One look at the credits lets you know that you will be treated to an A-list team, starting with Alabama Mike (Michael Benjamin), who’s energetic style enlivens four tracks. “Gonna Tell Your Mother” is a jumping number while “Few More Days” traces back to early rock & roll records, with Corritore offering a homage to Lazy Lester in his solo. On Asie Payton’s “Worried Blues,” and especially “Stand By Me,” the singer conjures up images of Sam Cooke, his voice so sweet and soulful.

Other highlights come from Sugaray Rayford, recipient of the 2019 Blues Music Award in the Soul Blues Male Artist category, unleashing his powerful voice on “Trying To Make A Living,” his intensity matched by Junior Watson’s impeccable guitar work. Closing out the disc, his uses his original, “Keep The Lord On With You,” as a seven-plus minute testimonial that once again takes us to that dark place where the spiritual and secular elements of life battle for the upper-hand, enveloped by Corritore’s mournful tones and the ministrations of Kid Ramos and Johnny Main on guitar.

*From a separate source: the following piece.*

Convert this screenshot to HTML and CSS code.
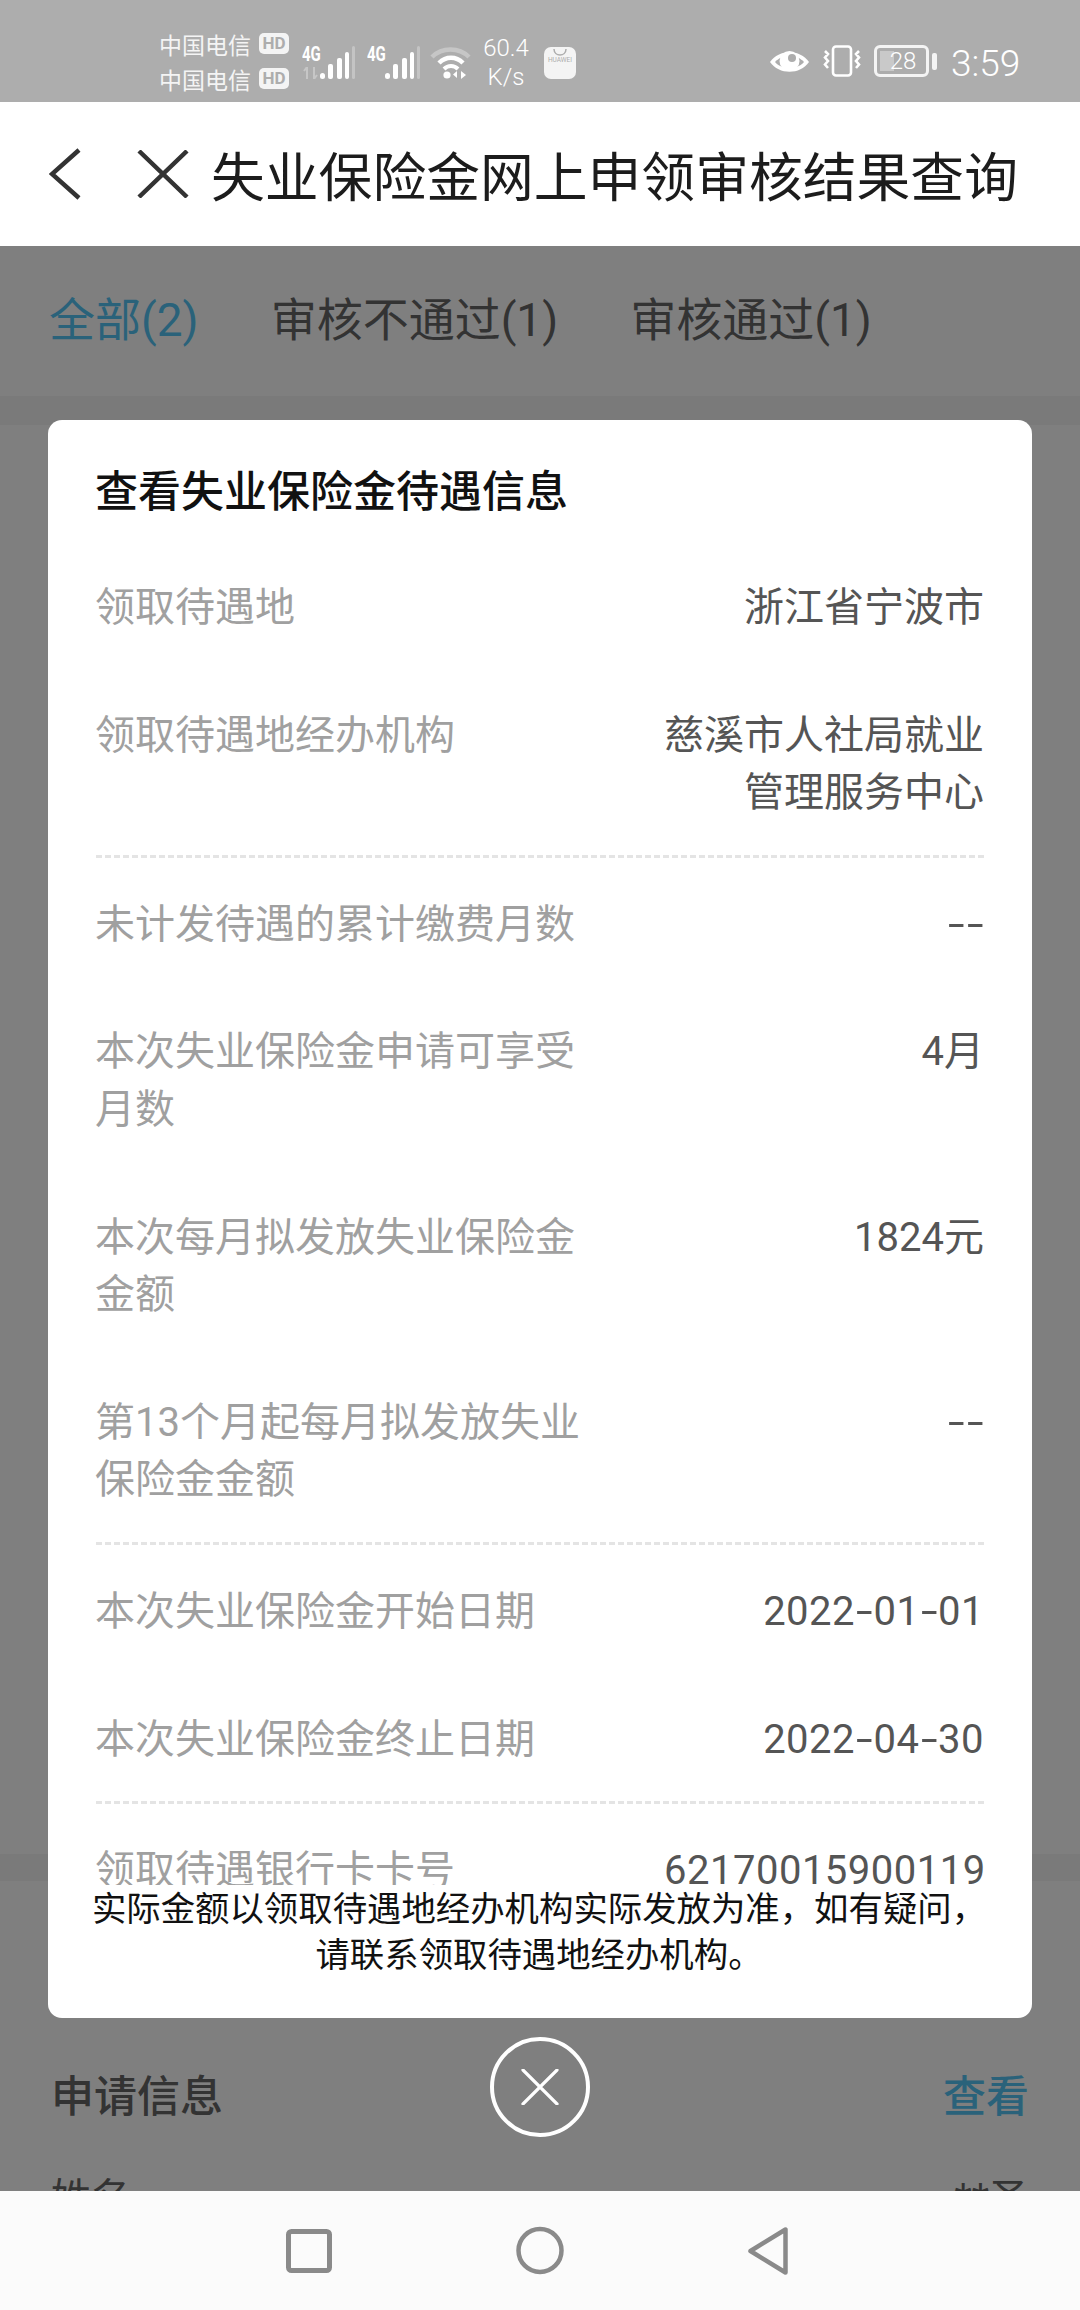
FILE: index.html
```html
<!DOCTYPE html>
<html lang="zh-CN">
<head>
<meta charset="utf-8">
<title>失业保险金网上申领审核结果查询</title>
<link rel="stylesheet" href="styles.css">
</head>
<body>
<div class="phone">
  <div class="status">
    <div class="carriers">
      <div class="carrier"><span>中国电信</span><b class="hd">HD</b></div>
      <div class="carrier"><span>中国电信</span><b class="hd">HD</b></div>
    </div>
    <div class="net net-a">
      <span class="g4">4G</span>
      <svg class="arrows" width="15" height="12" viewBox="0 0 15 12"><path d="M4 0v12M4 0 1 4M11 12V0M11 12l3-4" fill="none" stroke="#c6c6c6" stroke-width="2"/></svg>
      <svg class="bars" width="35" height="33" viewBox="0 0 35 33"><rect x="0" y="27" width="5" height="6" rx="2.500" fill="#fff"/><rect x="8" y="18" width="5" height="15" rx="2" fill="#fff"/><rect x="17" y="12" width="5" height="21" rx="2" fill="#fff"/><rect x="25" y="6" width="4" height="27" rx="2" fill="#fff"/><rect x="32" y="0" width="3" height="33" rx="1.500" fill="#c4c4c4"/></svg>
    </div>
    <div class="net net-b">
      <span class="g4">4G</span>
      <svg class="bars" width="35" height="33" viewBox="0 0 35 33"><rect x="0" y="27" width="5" height="6" rx="2.500" fill="#fff"/><rect x="8" y="18" width="5" height="15" rx="2" fill="#fff"/><rect x="17" y="12" width="5" height="21" rx="2" fill="#fff"/><rect x="25" y="6" width="4" height="27" rx="2" fill="#fff"/><rect x="32" y="0" width="3" height="33" rx="1.500" fill="#c4c4c4"/></svg>
    </div>
    <svg class="wifi" width="42" height="33" viewBox="0 0 42 33"><path d="M2 11C12 1 29 1 39 11" fill="none" stroke="#c6c6c6" stroke-width="4.500"/><path d="M9 17c7-7 17-7 24 0" fill="none" stroke="#fff" stroke-width="4.500"/><path d="M14 23c4-4 10-4 14 0" fill="none" stroke="#fff" stroke-width="4"/><circle cx="17" cy="29" r="3.600" fill="#fff"/><path d="M27 25v7l-4-3.500zM31 33v-8l5 4z" fill="#fff"/></svg>
    <div class="speed"><span>60.4</span><span>K/s</span></div>
    <div class="app"><svg width="14" height="7" viewBox="0 0 14 7"><path d="M1 0c0 8 12 8 12 0" fill="none" stroke="#adadad" stroke-width="1.500"/></svg><span>HUAWEI</span></div>
    <div class="right">
      <svg class="eye" width="41" height="26" viewBox="0 0 41 26"><path d="M1 13C10 0 31 0 40 13 31 26 10 26 1 13Z" fill="#fff"/><path d="M6 13C13 5 28 5 35 13 28 21 13 21 6 13Z" fill="#adadad"/><circle cx="20.500" cy="12" r="10" fill="#fff"/><circle cx="23" cy="9" r="4" fill="#adadad"/></svg>
      <svg class="vib" width="40" height="32" viewBox="0 0 40 32"><rect x="11" y="1.500" width="18" height="29" rx="3" fill="none" stroke="#fff" stroke-width="2.600"/><path d="M3 6l3 3-3 3.500 3 3.500-3 3.500 3 3.500M37 6l-3 3 3 3.500-3 3.500 3 3.500-3 3.500" fill="none" stroke="#fff" stroke-width="2.600"/></svg>
      <div class="battery"><span class="level"></span><span class="num">28</span></div>
      <span class="nub"></span>
      <span class="time">3:59</span>
    </div>
  </div>

  <header class="top">
    <svg class="back" width="32" height="52" viewBox="0 0 32 52"><path d="M30 2 3 26l27 24" fill="none" stroke="#333" stroke-width="4.500"/></svg>
    <svg class="shut" width="52" height="48" viewBox="0 0 52 48"><path d="M2 1l48 46M50 1 2 47" fill="none" stroke="#333" stroke-width="4.500"/></svg>
    <h1 class="page-title">失业保险金网上申领审核结果查询</h1>
  </header>

  <main class="page">
    <nav class="tabs">
      <span class="tab active">全部(2)</span>
      <span class="tab">审核不通过(1)</span>
      <span class="tab">审核通过(1)</span>
    </nav>
    <div class="band"></div>
    <div class="list"></div>
    <div class="band band-low"></div>
    <section class="apply">
      <div class="apply-head"><h2>申请信息</h2><span class="link">查看</span></div>
      <div class="apply-row"><span>姓名</span><span>**圣</span></div>
    </section>

    <div class="overlay">
      <div class="modal">
        <h3 class="modal-title">查看失业保险金待遇信息</h3>
        <div class="scroller">
          <div class="group">
            <div class="row"><div class="key">领取待遇地</div><div class="val">浙江省宁波市</div></div>
            <div class="row"><div class="key">领取待遇地经办机构</div><div class="val">慈溪市人社局就业管理服务中心</div></div>
          </div>
          <div class="group">
            <div class="row"><div class="key">未计发待遇的累计缴费月数</div><div class="val"><span class="dash">-</span><span class="dash">-</span></div></div>
            <div class="row"><div class="key">本次失业保险金申请可享受月数</div><div class="val">4月</div></div>
            <div class="row"><div class="key">本次每月拟发放失业保险金金额</div><div class="val">1824元</div></div>
            <div class="row"><div class="key">第13个月起每月拟发放失业保险金金额</div><div class="val"><span class="dash">-</span><span class="dash">-</span></div></div>
          </div>
          <div class="group">
            <div class="row"><div class="key">本次失业保险金开始日期</div><div class="val digits">2022<span class="dash">-</span>01<span class="dash">-</span>01</div></div>
            <div class="row"><div class="key">本次失业保险金终止日期</div><div class="val digits">2022<span class="dash">-</span>04<span class="dash">-</span>30</div></div>
          </div>
          <div class="group">
            <div class="row"><div class="key">领取待遇银行卡卡号</div><div class="val digits">62170015900119</div></div>
          </div>
        </div>
        <p class="note">实际金额以领取待遇地经办机构实际发放为准，如有疑问，<br>请联系领取待遇地经办机构。</p>
      </div>
      <button class="close" type="button" aria-label="关闭">
        <svg width="38" height="36" viewBox="0 0 38 36"><path d="M2 1l34 34M36 1 2 35" fill="none" stroke="#fff" stroke-width="3.200" stroke-linecap="round"/></svg>
      </button>
    </div>
  </main>

  <footer class="navbar">
    <svg width="46" height="44" viewBox="0 0 46 44"><rect x="2.500" y="2.500" width="41" height="39" rx="3" fill="none" stroke="#8a8a8a" stroke-width="5"/></svg>
    <svg width="48" height="49" viewBox="0 0 48 49"><circle cx="24" cy="24.500" r="21.500" fill="none" stroke="#8a8a8a" stroke-width="4.500"/></svg>
    <svg width="42" height="50" viewBox="0 0 42 50"><path d="M38.500 3.500v43L3.500 25Z" fill="none" stroke="#8a8a8a" stroke-width="4.500" stroke-linejoin="round"/></svg>
  </footer>
</div>
</body>
</html>
```

FILE: styles.css
```css
* { box-sizing: border-box; }
html, body { margin: 0; padding: 0; }
body {
  width: 1080px;
  height: 2310px;
  overflow: hidden;
  font-family: Roboto, "Noto Sans CJK SC", sans-serif;
  background: #fff;
}
.phone { width: 1080px; height: 2310px; display: flex; flex-direction: column; }

/* status bar */
.status {
  height: 102px;
  flex: none;
  background: #adadad;
  color: #fff;
  display: flex;
  align-items: center;
  padding-left: 159px;
  position: relative;
}
.carriers { width: 132px; flex: none; display: flex; flex-direction: column; gap: 13px; margin-top: 20px; }
.carrier { display: flex; align-items: center; gap: 8px; height: 22px; font-size: 23px; line-height: 22px; color: #f4f4f4; }
.carrier span { font-family: "Noto Sans CJK SC", sans-serif; }
.hd {
  width: 30px; height: 21px; border-radius: 5px; background: #f4f4f4; color: #adadad;
  font-size: 17px; font-weight: 700; line-height: 21px; text-align: center;
}
.net { flex: none; width: 53px; height: 33px; margin-top: 22px; display: flex; justify-content: flex-end; position: relative; }
.net-a { margin-left: 11px; }
.net-b { margin-left: 12px; }
.g4 { position: absolute; left: 0; top: 0; font-size: 20px; font-weight: 700; line-height: 16px; transform: scaleX(.75); transform-origin: left top; }
.arrows { position: absolute; left: 1px; top: 21px; }
.wifi { flex: none; margin: 22px 0 0 10px; }
.speed { flex: none; width: 50px; margin-left: 9px; display: flex; flex-direction: column; align-items: center; font-size: 24px; line-height: 29px; font-weight: 300; margin-top: 23px; }
.app {
  flex: none; width: 32px; height: 32px; margin: 23px 0 0 13px; border-radius: 7px; background: #f4f4f4;
  display: flex; flex-direction: column; align-items: center; padding-top: 2px; overflow: hidden;
}
.app span { font-size: 6.500px; line-height: 9px; color: #adadad; }
.right { position: absolute; left: 769px; top: 45px; display: flex; align-items: center; height: 32px; }
.eye { flex: none; margin-right: 12px; margin-top: 1px; }
.vib { flex: none; margin-right: 12px; }
.battery {
  width: 55px; height: 32px; border: 3px solid #f4f4f4; border-radius: 6px; position: relative;
  display: flex; align-items: center; justify-content: center; flex: none;
}
.level { position: absolute; left: 3px; top: 3px; bottom: 3px; width: 14px; background: #c9c9c9; }
.num { position: relative; font-size: 24px; font-weight: 300; line-height: 26px; padding-left: 3px; }
.nub { width: 5px; height: 17px; border-radius: 2px; background: #f4f4f4; margin-left: 3px; flex: none; }
.time { font-size: 37px; font-weight: 300; line-height: 32px; margin-left: 14px; margin-top: 6px; }

/* header */
.top {
  height: 144px;
  flex: none;
  background: #fff;
  display: flex;
  align-items: center;
  padding-left: 49px;
}
.back { flex: none; margin-right: 56px; }
.shut { flex: none; margin-right: 22px; }
.page-title { margin: 0; font-size: 53.800px; font-weight: 400; line-height: 60px; color: #1c1c1c; white-space: nowrap; font-family: "Noto Sans CJK SC", sans-serif; }

/* page under the dialog */
.page { flex: 1; position: relative; overflow: hidden; background: #fff; min-height: 0; }
.tabs { height: 150px; display: flex; align-items: center; gap: 72px; padding: 0 0 11px 49px; font-size: 46px; color: #666; }
.tab.active { color: #55c5f5; }
.band { height: 29px; background: #f4f4f4; }
.band-low { height: 27px; }
.list { height: 1429px; }
.apply { padding: 0 51px; }
.apply-head { display: flex; justify-content: space-between; align-items: center; height: 90px; margin-top: 167px; font-size: 43px; font-weight: 500; color: #666; }
.apply-head h2 { margin: 0; font-size: 43px; font-weight: 500; }
.link { color: #55c5f5; }
.apply-row { display: flex; justify-content: space-between; font-size: 40px; line-height: 58px; color: #666; margin-top: 32px; }

/* dialog */
.overlay {
  position: absolute; inset: 0;
  background: rgba(0, 0, 0, .5);
  display: flex; flex-direction: column; align-items: center;
  padding-top: 174px;
}
.modal {
  width: 984px; height: 1598px; flex: none;
  background: #fff; border-radius: 14px;
  display: flex; flex-direction: column;
}
.modal-title { margin: 0; padding: 43px 48px 0 47px; font-size: 43px; line-height: 58px; font-weight: 500; color: #111; flex: none; }
.scroller { flex: 1; min-height: 0; overflow: hidden; padding: 58px 48px 0; }
.group { display: flex; flex-direction: column; gap: 70px; padding-bottom: 33px; margin-bottom: 38px; border-bottom: 3px dashed #e4e4e4; }
.group:last-child { border-bottom: 0; }
.row { display: flex; justify-content: space-between; gap: 20px; font-size: 40px; line-height: 57.600px; }
.key { width: 490px; flex: none; color: #a0a0a0; margin-left: -1px; }
.val { width: 320px; flex: none; text-align: right; color: #555; }
.digits { letter-spacing: .5px; }
.dash { display: inline-block; width: 18.500px; text-align: center; transform: scaleX(1.500); letter-spacing: 0; }
.note { margin: 0; flex: none; padding: 1px 2px 40px 0; font-size: 34.400px; line-height: 46px; text-align: center; color: #111; white-space: nowrap; }
.close {
  width: 100px; height: 100px; flex: none; margin-top: 19px; padding: 0;
  border: 4px solid #fff; border-radius: 50%; background: transparent;
  display: flex; align-items: center; justify-content: center;
}

/* nav bar */
.navbar {
  height: 119px; flex: none; background: #fbfbfb;
  display: flex; align-items: center; justify-content: space-between;
  padding: 0 291px 0 286px;
}
```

Jimmy Reed’s “Bitter Seed” is a fine fit for Oscar Wilson, lead singer for the Cash Box Kings. He uses his deep, rich tone to convey the plight of a man in the throes of unrequited love, with the leader adding some excellent first position harp licks. The ageless wonder, Henry Gray, shows that he can still bring it vocally and on piano on a jaunty rendition of “The Twist”. Corritore has done two albums with John Primer, so it isn’t surprising to find one track from the Chicago guitarist and singer included, “Love Deep As The Ocean,” written by his former bandleader, Muddy Waters. The duo’s deep respect for the music is evident in every note of this standout track. The Fremonts, with singer Mighty Joe Milsap out front, take over on two Slim Harpo tunes, “Shake Your Hips” and “Keep What I Got,” while Bill “Howl-N-Madd” Perry serves up plenty of heartache with a tale of a cheating man on the smoldering original, “You Better Slow Done”. Corritore’s hearty blowing on “I Got The World In A Jug” makes the track another highlight, with Jimi “Primetime” Smith on lead vocal and guitar, with Fred Kaplan’s rousing fills on piano a constant delight.

Other contributions include the Andy T Band with Anson Funderburgh on two tracks. Johnny Rapp adds guitar on six tracks and L.A. Jones makes one appearance. The bass guitar is covered by Bob Stroger, Adrianna Marie, Kedar Roy, Troy Sandow, Nathan James, Blake Watson, Doug Swanson, and Tony Tomlinson. The drum chair is shared by Alan West, Jim Klingler, Brian Fahey, Marty Dodson, Malachi Johnson, June Core, and Rene Beavers. Other keyboard contributions are courtesy of Larry Van Loon and Bob Welsh.

With so many players involved over numerous sessions, one might wonder if this project really holds up as more than just some disparate tracks thrown together in a rush to get another product out in the marketplace. Anyone who recognizes the majority of contributors knows that all of these players live this music, always playing it with the utmost respect and reverence, yet adding their own interpretations with plenty of individual flair. Bob Corritore is the ringleader, ensuring that the end result is another blue-chip collection that resonates through repeated listens. Look for this one to garner plenty of attention come award nomination time!